LED keystone jacks typically require a compatible locator or tester from the same family or ecosystem. Check the manufacturer’s documentation to confirm which tools you need, and plan your jack and tester purchases as a set.
Can LED jacks handle PoE and PoE++ loads?
Quality LED jacks are designed for standard Ethernet and PoE use, but you should always confirm their ratings if you’re running PoE+ or PoE++ loads. For high-power applications in Canada, pair LED jacks with 23-AWG permanent cabling and follow manufacturer and code guidance.
How do cable combs help PoE switches run cooler?
Cable combs and proper dressing keep bundles from blocking switch vents and allow air to move more freely through the rack.
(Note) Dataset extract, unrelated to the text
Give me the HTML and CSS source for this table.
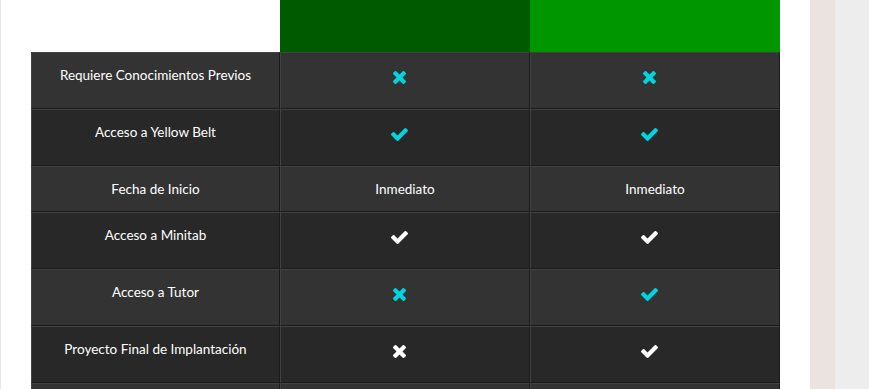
FILE: index.html
```html
<!DOCTYPE html>
<html lang="es">
<head>
<meta charset="utf-8">
<title>Comparativa</title>
<link rel="stylesheet" href="styles.css">
</head>
<body>
<div class="page">
  <main class="main">
    <table class="compare">
      <colgroup><col class="c1"><col class="c2"><col class="c3"></colgroup>
      <thead>
        <tr class="head">
          <th class="blank"></th>
          <th class="plan dark"></th>
          <th class="plan bright"></th>
        </tr>
      </thead>
      <tbody>
        <tr class="tall odd">
          <td class="label">Requiere Conocimientos Previos</td>
          <td><svg class="ic x cyan" viewBox="110 366 1188 1188"><path d="M1298 1322q0 40-28 68l-136 136q-28 28-68 28t-68-28l-294-294-294 294q-28 28-68 28t-68-28l-136-136q-28-28-28-68t28-68l294-294-294-294q-28-28-28-68t28-68l136-136q28-28 68-28t68 28l294 294 294-294q28-28 68-28t68 28l136 136q28 28 28 68t-28 68l-294 294 294 294q28 28 28 68z"/></svg></td>
          <td><svg class="ic x cyan" viewBox="110 366 1188 1188"><path d="M1298 1322q0 40-28 68l-136 136q-28 28-68 28t-68-28l-294-294-294 294q-28 28-68 28t-68-28l-136-136q-28-28-28-68t28-68l294-294-294-294q-28-28-28-68t28-68l136-136q28-28 68-28t68 28l294 294 294-294q28-28 68-28t68 28l136 136q28 28 28 68t-28 68l-294 294 294 294q28 28 28 68z"/></svg></td>
        </tr>
        <tr class="tall even">
          <td class="label">Acceso a Yellow Belt</td>
          <td><svg class="ic ok cyan" viewBox="121 334 1550 1188"><path d="M1671 566q0 40-28 68l-724 724-136 136q-28 28-68 28t-68-28l-136-136-362-362q-28-28-28-68t28-68l136-136q28-28 68-28t68 28l294 295 656-657q28-28 68-28t68 28l136 136q28 28 28 68z"/></svg></td>
          <td><svg class="ic ok cyan" viewBox="121 334 1550 1188"><path d="M1671 566q0 40-28 68l-724 724-136 136q-28 28-68 28t-68-28l-136-136-362-362q-28-28-28-68t28-68l136-136q28-28 68-28t68 28l294 295 656-657q28-28 68-28t68 28l136 136q28 28 28 68z"/></svg></td>
        </tr>
        <tr class="short odd">
          <td class="label">Fecha de Inicio</td>
          <td>Inmediato</td>
          <td>Inmediato</td>
        </tr>
        <tr class="tall even">
          <td class="label">Acceso a Minitab</td>
          <td><svg class="ic ok white" viewBox="121 334 1550 1188"><path d="M1671 566q0 40-28 68l-724 724-136 136q-28 28-68 28t-68-28l-136-136-362-362q-28-28-28-68t28-68l136-136q28-28 68-28t68 28l294 295 656-657q28-28 68-28t68 28l136 136q28 28 28 68z"/></svg></td>
          <td><svg class="ic ok white" viewBox="121 334 1550 1188"><path d="M1671 566q0 40-28 68l-724 724-136 136q-28 28-68 28t-68-28l-136-136-362-362q-28-28-28-68t28-68l136-136q28-28 68-28t68 28l294 295 656-657q28-28 68-28t68 28l136 136q28 28 28 68z"/></svg></td>
        </tr>
        <tr class="tall odd">
          <td class="label">Acceso a Tutor</td>
          <td><svg class="ic x cyan" viewBox="110 366 1188 1188"><path d="M1298 1322q0 40-28 68l-136 136q-28 28-68 28t-68-28l-294-294-294 294q-28 28-68 28t-68-28l-136-136q-28-28-28-68t28-68l294-294-294-294q-28-28-28-68t28-68l136-136q28-28 68-28t68 28l294 294 294-294q28-28 68-28t68 28l136 136q28 28 28 68t-28 68l-294 294 294 294q28 28 28 68z"/></svg></td>
          <td><svg class="ic ok cyan" viewBox="121 334 1550 1188"><path d="M1671 566q0 40-28 68l-724 724-136 136q-28 28-68 28t-68-28l-136-136-362-362q-28-28-28-68t28-68l136-136q28-28 68-28t68 28l294 295 656-657q28-28 68-28t68 28l136 136q28 28 28 68z"/></svg></td>
        </tr>
        <tr class="tall even">
          <td class="label">Proyecto Final de Implantación</td>
          <td><svg class="ic x white" viewBox="110 366 1188 1188"><path d="M1298 1322q0 40-28 68l-136 136q-28 28-68 28t-68-28l-294-294-294 294q-28 28-68 28t-68-28l-136-136q-28-28-28-68t28-68l294-294-294-294q-28-28-28-68t28-68l136-136q28-28 68-28t68 28l294 294 294-294q28-28 68-28t68 28l136 136q28 28 28 68t-28 68l-294 294 294 294q28 28 28 68z"/></svg></td>
          <td><svg class="ic ok white" viewBox="121 334 1550 1188"><path d="M1671 566q0 40-28 68l-724 724-136 136q-28 28-68 28t-68-28l-136-136-362-362q-28-28-28-68t28-68l136-136q28-28 68-28t68 28l294 295 656-657q28-28 68-28t68 28l136 136q28 28 28 68z"/></svg></td>
        </tr>
        <tr class="tall odd">
          <td class="label"></td>
          <td></td>
          <td></td>
        </tr>
      </tbody>
    </table>
  </main>
  <div class="side side-a"></div>
  <div class="side side-b"></div>
</div>
</body>
</html>
```
FILE: styles.css
```css
html, body {
  margin: 0;
  padding: 0;
  background: #ffffff;
  overflow: hidden;
}
body {
  font-family: Lato, "Open Sans", sans-serif;
  font-size: 13.5px;
  color: #ffffff;
}
.page {
  display: flex;
  height: 389px;
  overflow: hidden;
}
.main {
  flex: 0 0 749px;
  border-left: 1px solid #ebe3e0;
  padding: 0 30px 0 30px;
  background: #ffffff;
}
.side-a {
  flex: 0 0 25px;
  background: #ebe3df;
}
.side-b {
  flex: 1 1 auto;
  background: #eeedee;
}
.compare {
  width: 749px;
  table-layout: fixed;
  border-collapse: separate;
  border-spacing: 0;
}
.c1 { width: 249px; }
.c2 { width: 250px; }
.c3 { width: 250px; }
.head th {
  height: 52px;
  padding: 0;
}
.blank { background: #ffffff; }
.dark { background: #005a00; }
.bright { background: #009600; }
.compare td {
  border-top: 1px solid #424242;
  border-left: 1px solid #424242;
  border-bottom: 1px solid #1a1a1a;
  border-right: 1px solid #1a1a1a;
  padding: 12px 10px 0;
  line-height: 20px;
  text-align: center;
  vertical-align: top;
  box-sizing: border-box;
}
.odd td { background: #333333; }
.even td { background: #282828; }
.tall td { height: 57px; }
.short td { height: 46px; }
.ic {
  display: inline-block;
  vertical-align: top;
  margin-top: 6px;
  margin-right: 12px;
}
.x { width: 13px; height: 13px; }
.ok { width: 17px; height: 13px; }
.cyan { fill: #00d4de; }
.white { fill: #ffffff; }
```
On PoE switches running warm, especially in Canadian mechanical rooms and closets, better airflow can mean lower fan speeds, longer life and fewer thermal issues.
Do I need different tools for fibre uplinks in Canadian closets?
For fibre, a basic inspection scope and cleaning kit can prevent a lot of mysterious “link down” or flapping issues. In mixed copper/fibre closets, it’s wise to keep fibre cleaning tools on hand and make a quick clean part of your troubleshooting routine before swapping hardware.
How should I budget for tools in a Canadian PoE project?
A simple approach is to treat tools as part of your overhead on recurring work, or allocate a fixed percentage of project value for tooling on larger jobs. For one-off projects, you can often justify LED jacks and combs by comparing their cost to even a few hours of saved labour during commissioning and MACs.